Wishful Thinking Day

It is apparently Wishful Thinking Day today at The Glittering Eye. My posts today all seem to involve wishful thinking in one way or another. So, for example, the scales have finally fallen from the eyes of the editors of the Washington Post and now they wish that something could be done about Saudi Crown Prince Mohammed Bin Salman:

As a military partner in pushing back against Iranian aggression, Saudi Arabia has been worse than useless. It has no significant presence in Syria, where Tehran is making its strongest military push. The intervention in Yemen launched by Mohammed bin Salman produced a humanitarian catastrophe while strengthening Iran’s position. Tehran smiled when the prince rashly launched a blockade against neighboring Qatar, site of the largest U.S. air base in the Middle East; it cheered when he abducted the pro-American prime minister of Lebanon.

Mohammed bin Salman has been good at charming Westerners with talk of religious reform and economic modernization, but in practice he has done enormous damage to those causes. He has imprisoned scores of liberal Saudis who support reform, including the women who pushed for the right to drive. In overseeing the murder of Mr. Khashoggi, he silenced an influential journalist who endorsed his goals while criticizing his methods.

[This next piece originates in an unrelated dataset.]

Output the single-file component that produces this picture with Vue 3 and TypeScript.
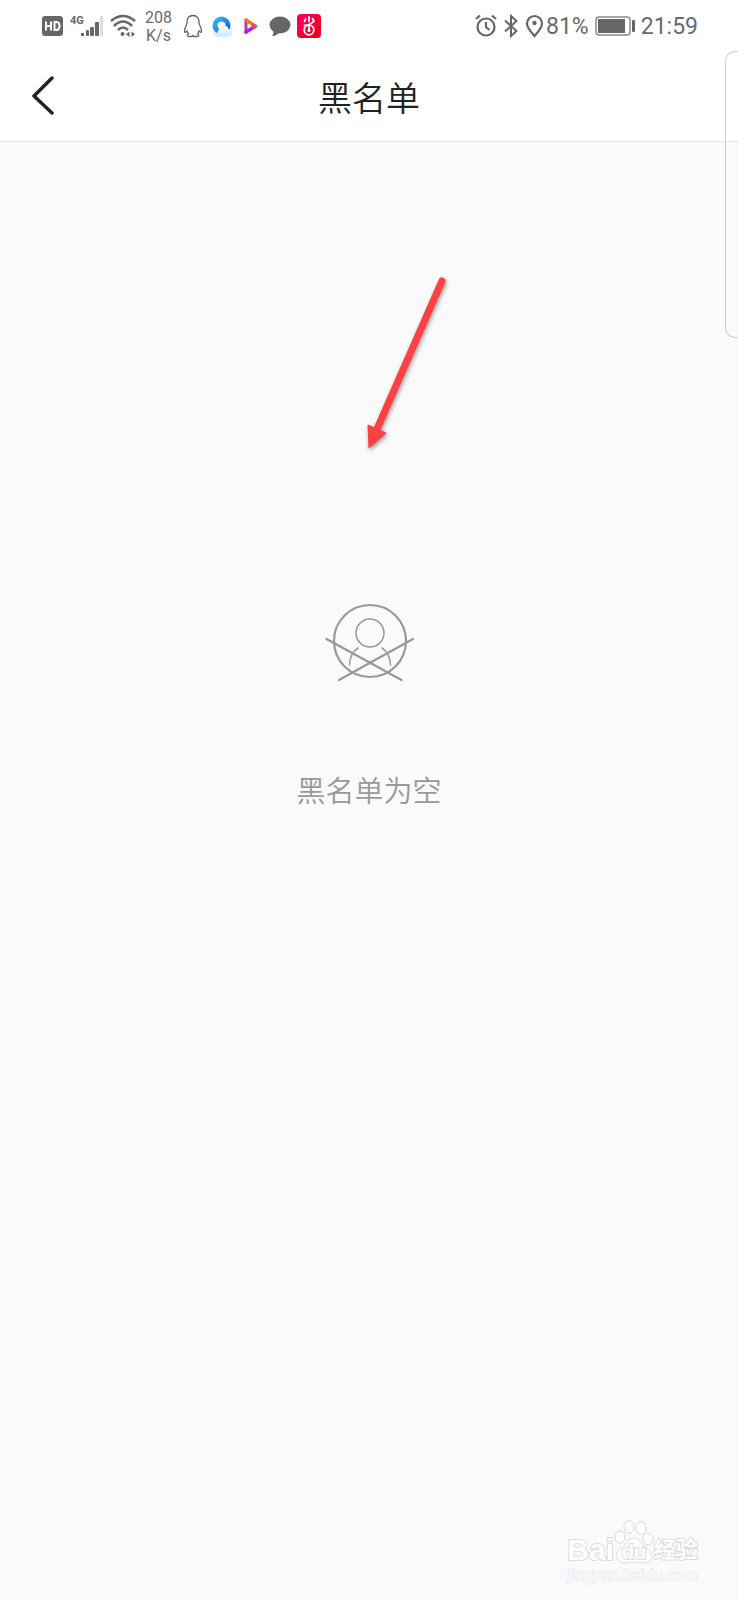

He has backed away from several major economic reforms.

which are precisely the things I was complaining about while the editors were blissfully hailing MBS as a reformer, distracted by the bright, shiny object of letting women drive.

I guess my own wishful thinking is that both the editors and the Trump Administration would recognize that the Saudis are not our allies; they are our enemies. They financed Osama Bin Laden; they financed Al Qaeda’s attack against us; the Saudis have continued to support Al Qaeda in Syria.

There is an old proverb that covers our relationship with the Kingdom of Saudi Arabia pretty well: he who sups with the devil should use a long spoon. Ultimately, U. S. and Saudi interests cannot be reconciled. The best we can do is manage them and so far we have refused to do that.

More wishful thinking? That any alternative to MBS would be better than he.

3 comments… add one
  • Gray Shambler Link

    At the moment, the House of Saud is all that thwarts the rise of Wahhabism in the oil rich nation, and we have to make do.

  • Which does not mean that we must give the members of the Saudi royal family visas, sell them munitions, or support their foreign policy goals.